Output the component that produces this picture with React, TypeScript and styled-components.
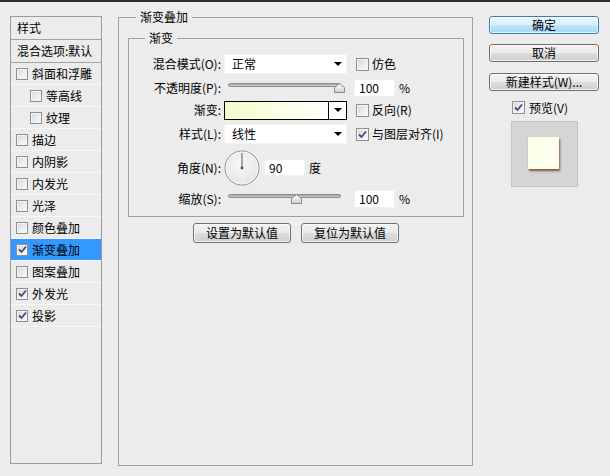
import React from 'react';
import styled, { createGlobalStyle } from 'styled-components';

const GlobalStyle = createGlobalStyle`
  html, body { margin: 0; padding: 0; background: #ececec; }
  body {
    font-family: "Noto Sans CJK SC", "Liberation Sans", sans-serif;
    font-size: 12px;
    color: #000;
  }
  * { box-sizing: border-box; }
`;

const Window = styled.div`
  width: 610px;
  height: 476px;
  background: #ececec;
  display: flex;
  flex-direction: column;
  overflow: hidden;
`;

const TopBar = styled.div`
  height: 2px;
  flex: none;
  background: #2e2e2e;
`;

const Main = styled.div`
  display: flex;
  align-items: flex-start;
  padding-left: 10px;
`;

/* ---------- left list ---------- */
const StyleList = styled.div`
  margin-top: 14px;
  width: 92px;
  height: 448px;
  border: 1px solid #9c9c9c;
  display: flex;
  flex-direction: column;
`;

const ListHeader = styled.div`
  height: 23px;
  flex: none;
  border-bottom: 1px solid #a3a3a3;
  padding-left: 6px;
  display: flex;
  align-items: center;
  white-space: nowrap;
  line-height: 14px;
`;

const ListItem = styled.div<{ $indent?: boolean; $active?: boolean }>`
  height: 22px;
  flex: none;
  border-bottom: 1px solid #f7f7f7;
  display: flex;
  align-items: center;
  gap: 4px;
  padding-left: ${(p) => (p.$indent ? 19 : 5)}px;
  background: ${(p) => (p.$active ? '#3399ff' : 'transparent')};
  white-space: nowrap;
  line-height: 14px;
`;

/* ---------- checkbox ---------- */
const Box = styled.span<{ $size?: number }>`
  width: ${(p) => p.$size ?? 12}px;
  height: ${(p) => p.$size ?? 12}px;
  flex: none;
  border: 1px solid #8e8f8f;
  background: linear-gradient(135deg, #d6d6d6 0%, #ececec 55%, #fbfbfb 100%);
  box-shadow: inset 0 0 0 1px #f4f4f4;
  display: inline-flex;
  align-items: center;
  justify-content: center;
`;

const CheckBox: React.FC<{ checked?: boolean; size?: number }> = ({ checked, size }) => (
  <Box $size={size}>
    {checked && (
      <svg width="9" height="9" viewBox="0 0 9 9">
        <path d="M1 4.5 L3.5 7 L8 1.5" fill="none" stroke="#3b4d85" strokeWidth="1.8" />
      </svg>
    )}
  </Box>
);

/* ---------- group boxes ---------- */
const OuterGroup = styled.fieldset`
  margin: 8px 0 0 16px;
  padding: 0 8px 0 9px;
  width: 355px;
  height: 456px;
  border: 1px solid #a0a0a0;
  min-width: 0;
  display: block;
`;

const Legend = styled.legend<{ $offset: number }>`
  margin-left: ${(p) => p.$offset}px;
  padding: 0 4px;
  line-height: 14px;
  font-size: 12px;
`;

const InnerGroup = styled.fieldset`
  margin: 7px 0 0 0;
  padding: 9px 0 0 0;
  width: 336px;
  height: 186px;
  border: 1px solid #a0a0a0;
  min-width: 0;
  display: block;
`;

const Rows = styled.div`
  display: flex;
  flex-direction: column;
`;

const Row = styled.div<{ $h: number; $mt?: number }>`
  height: ${(p) => p.$h}px;
  margin-top: ${(p) => p.$mt ?? 0}px;
  display: flex;
  align-items: center;
`;

const Label = styled.div`
  width: 92px;
  flex: none;
  text-align: right;
  white-space: nowrap;
  line-height: 14px;
  margin-right: 3px;
`;

const Extra = styled.div`
  margin-left: 7px;
  display: flex;
  align-items: center;
  gap: 4px;
  white-space: nowrap;
  line-height: 14px;
`;

const CheckLabel = styled.label`
  display: flex;
  align-items: center;
  gap: 3px;
  margin-left: 2px;
  white-space: nowrap;
  line-height: 14px;
`;

/* ---------- select ---------- */
const Select = styled.div`
  width: 123px;
  height: 20px;
  background: #fff;
  border: 1px solid #f2f2f2;
  display: flex;
  align-items: center;
  justify-content: space-between;
  padding: 0 4px 0 7px;
  line-height: 14px;
`;

const Arrow = styled.span`
  width: 0;
  height: 0;
  border-left: 4px solid transparent;
  border-right: 4px solid transparent;
  border-top: 4px solid #000;
`;

/* ---------- gradient picker ---------- */
const GradientPicker = styled.div`
  width: 123px;
  height: 19px;
  border: 1px solid #000;
  display: flex;
`;

const GradientFill = styled.div`
  flex: 1;
  background: linear-gradient(to right, #f3fbc9, #fbffe6 55%, #fffffb);
  border-right: 1px solid #000;
`;

const GradientArrow = styled.div`
  width: 17px;
  background: #fff;
  display: flex;
  align-items: center;
  justify-content: center;
`;

/* ---------- slider ---------- */
const SliderWrap = styled.div<{ $mt: number }>`
  width: 123px;
  padding-left: 4px;
  align-self: flex-start;
  margin-top: ${(p) => p.$mt}px;
`;

const Track = styled.div`
  position: relative;
  width: 113px;
  height: 4px;
  border-radius: 2px;
  border: 1px solid #8d8d8d;
  background: linear-gradient(#9c9c9c, #d8d8d8);
`;

const Thumb = styled.svg`
  position: absolute;
  top: -1px;
`;

const Slider: React.FC<{ pos: number; mt: number }> = ({ pos, mt }) => (
  <SliderWrap $mt={mt}>
    <Track>
      <Thumb width="11" height="10" viewBox="0 0 11 10" style={{ left: pos - 5 }}>
        <defs>
          <linearGradient id="tg" x1="0" y1="0" x2="0" y2="1">
            <stop offset="0" stopColor="#fdfdfd" />
            <stop offset="1" stopColor="#d2d2d2" />
          </linearGradient>
        </defs>
        <path d="M0.5 9.5 V4.5 L5.5 0.5 L10.5 4.5 V9.5 Z" fill="url(#tg)" stroke="#8a8a8a" />
      </Thumb>
    </Track>
  </SliderWrap>
);

/* ---------- number input ---------- */
const NumInput = styled.div<{ $w?: number; $h?: number }>`
  width: ${(p) => p.$w ?? 41}px;
  height: ${(p) => p.$h ?? 18}px;
  background: #fff;
  border: 1px solid #f0f0f0;
  padding-left: 4px;
  display: flex;
  align-items: center;
  font-size: 12px;
  line-height: 14px;
`;

/* ---------- angle dial ---------- */
const AngleGroup = styled.div`
  display: flex;
  align-items: center;
  gap: 4px;
  line-height: 14px;
`;

const Dial = () => (
  <svg width="36" height="36" viewBox="0 0 36 36">
    <defs>
      <radialGradient id="dg" cx="0.45" cy="0.4" r="0.7">
        <stop offset="0" stopColor="#f8f8f8" />
        <stop offset="1" stopColor="#e2e2e2" />
      </radialGradient>
    </defs>
    <circle cx="18" cy="18" r="17" fill="url(#dg)" stroke="#8f8f8f" />
    <circle cx="18" cy="18" r="16" fill="none" stroke="#fafafa" strokeWidth="0.8" />
    <line x1="18" y1="3" x2="18" y2="18" stroke="#5a5a5a" strokeWidth="1" />
    <circle cx="18" cy="18" r="1.4" fill="#4a4a4a" />
  </svg>
);

/* ---------- buttons ---------- */
const Button = styled.button<{ $w?: number; $h?: number; $primary?: boolean }>`
  width: ${(p) => p.$w ?? 110}px;
  height: ${(p) => p.$h ?? 18}px;
  padding: 0;
  font-family: inherit;
  font-size: 12px;
  line-height: 14px;
  color: #000;
  border-radius: 3px;
  border: 1px solid ${(p) => (p.$primary ? '#3c7fb1' : '#707070')};
  background: ${(p) =>
    p.$primary
      ? 'linear-gradient(#eaf6fd 0%, #d9f0fc 50%, #bee6fd 51%, #a7d9f5 100%)'
      : 'linear-gradient(#f2f2f2 0%, #ebebeb 50%, #dddddd 51%, #cfcfcf 100%)'};
  box-shadow: inset 0 0 0 1px ${(p) => (p.$primary ? 'rgba(255,255,255,0.6)' : 'rgba(255,255,255,0.7)')};
  white-space: nowrap;
`;

const ButtonBar = styled.div`
  margin-top: 6px;
  display: flex;
  justify-content: center;
  gap: 10px;
`;

/* ---------- right column ---------- */
const RightCol = styled.div`
  margin: 14px 0 0 16px;
  width: 110px;
  display: flex;
  flex-direction: column;
  align-items: center;
`;

const Gap = styled.div<{ $h: number }>`
  height: ${(p) => p.$h}px;
  flex: none;
`;

const PreviewRow = styled.div`
  display: flex;
  align-items: center;
  gap: 4px;
  line-height: 14px;
  height: 13px;
  margin-right: 8px;
`;

const Swatch = styled.div`
  width: 67px;
  height: 66px;
  background: #d5d5d5;
  border: 1px solid #c4c4c4;
  display: flex;
  align-items: center;
  justify-content: center;
`;

const SwatchInner = styled.div`
  width: 31px;
  height: 32px;
  background: linear-gradient(135deg, #fbfde6, #fffff4);
  box-shadow: 1px 2px 2px rgba(120, 62, 30, 0.85);
  margin: -2px 0 0 -2px;
`;

const listItems: { text: string; checked?: boolean; indent?: boolean; active?: boolean }[] = [
  { text: '斜面和浮雕' },
  { text: '等高线', indent: true },
  { text: '纹理', indent: true },
  { text: '描边' },
  { text: '内阴影' },
  { text: '内发光' },
  { text: '光泽' },
  { text: '颜色叠加' },
  { text: '渐变叠加', checked: true, active: true },
  { text: '图案叠加' },
  { text: '外发光', checked: true },
  { text: '投影', checked: true },
];

export default function App() {
  return (
    <Window>
      <GlobalStyle />
      <TopBar />
      <Main>
        <StyleList>
          <ListHeader>样式</ListHeader>
          <ListHeader>混合选项:默认</ListHeader>
          {listItems.map((it) => (
            <ListItem key={it.text} $indent={it.indent} $active={it.active}>
              <CheckBox checked={it.checked} />
              <span>{it.text}</span>
            </ListItem>
          ))}
        </StyleList>

        <OuterGroup>
          <Legend $offset={8}>渐变叠加</Legend>
          <InnerGroup>
            <Legend $offset={16}>渐变</Legend>
            <Rows>
              <Row $h={20}>
                <Label>混合模式(O):</Label>
                <Select>
                  <span>正常</span>
                  <Arrow />
                </Select>
                <Extra>
                  <CheckLabel>
                    <CheckBox size={13} />
                    仿色
                  </CheckLabel>
                </Extra>
              </Row>
              <Row $h={21} $mt={3}>
                <Label>不透明度(P):</Label>
                <Slider pos={110} mt={6} />
                <Extra>
                  <NumInput>100</NumInput>
                  <span>%</span>
                </Extra>
              </Row>
              <Row $h={20} $mt={2}>
                <Label>渐变:</Label>
                <GradientPicker>
                  <GradientFill />
                  <GradientArrow>
                    <Arrow />
                  </GradientArrow>
                </GradientPicker>
                <Extra>
                  <CheckLabel>
                    <CheckBox size={13} />
                    反向(R)
                  </CheckLabel>
                </Extra>
              </Row>
              <Row $h={20} $mt={4}>
                <Label>样式(L):</Label>
                <Select>
                  <span>线性</span>
                  <Arrow />
                </Select>
                <Extra>
                  <CheckLabel>
                    <CheckBox size={13} checked />
                    与图层对齐(I)
                  </CheckLabel>
                </Extra>
              </Row>
              <Row $h={35} $mt={6}>
                <Label>角度(N):</Label>
                <AngleGroup>
                  <Dial />
                  <NumInput $w={41} $h={17}>90</NumInput>
                  <span>度</span>
                </AngleGroup>
              </Row>
              <Row $h={18} $mt={5}>
                <Label>缩放(S):</Label>
                <Slider pos={67} mt={4} />
                <Extra>
                  <NumInput>100</NumInput>
                  <span>%</span>
                </Extra>
              </Row>
            </Rows>
          </InnerGroup>
          <ButtonBar>
            <Button $w={98} $h={20}>设置为默认值</Button>
            <Button $w={98} $h={20}>复位为默认值</Button>
          </ButtonBar>
        </OuterGroup>

        <RightCol>
          <Button $primary>确定</Button>
          <Gap $h={10} />
          <Button>取消</Button>
          <Gap $h={11} />
          <Button>新建样式(W)...</Button>
          <Gap $h={10} />
          <PreviewRow>
            <CheckBox size={13} checked />
            <span>预览(V)</span>
          </PreviewRow>
          <Gap $h={7} />
          <Swatch>
            <SwatchInner />
          </Swatch>
        </RightCol>
      </Main>
    </Window>
  );
}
* * *
PROBLEM STATEMENT: Filter the data for the string "React" and copy every line that has it.

EXERCISE RESULT:
Output the component that produces this picture with React, TypeScript and styled-components.
import React from 'react';
const CheckBox: React.FC<{ checked?: boolean; size?: number }> = ({ checked, size }) => (
const Slider: React.FC<{ pos: number; mt: number }> = ({ pos, mt }) => (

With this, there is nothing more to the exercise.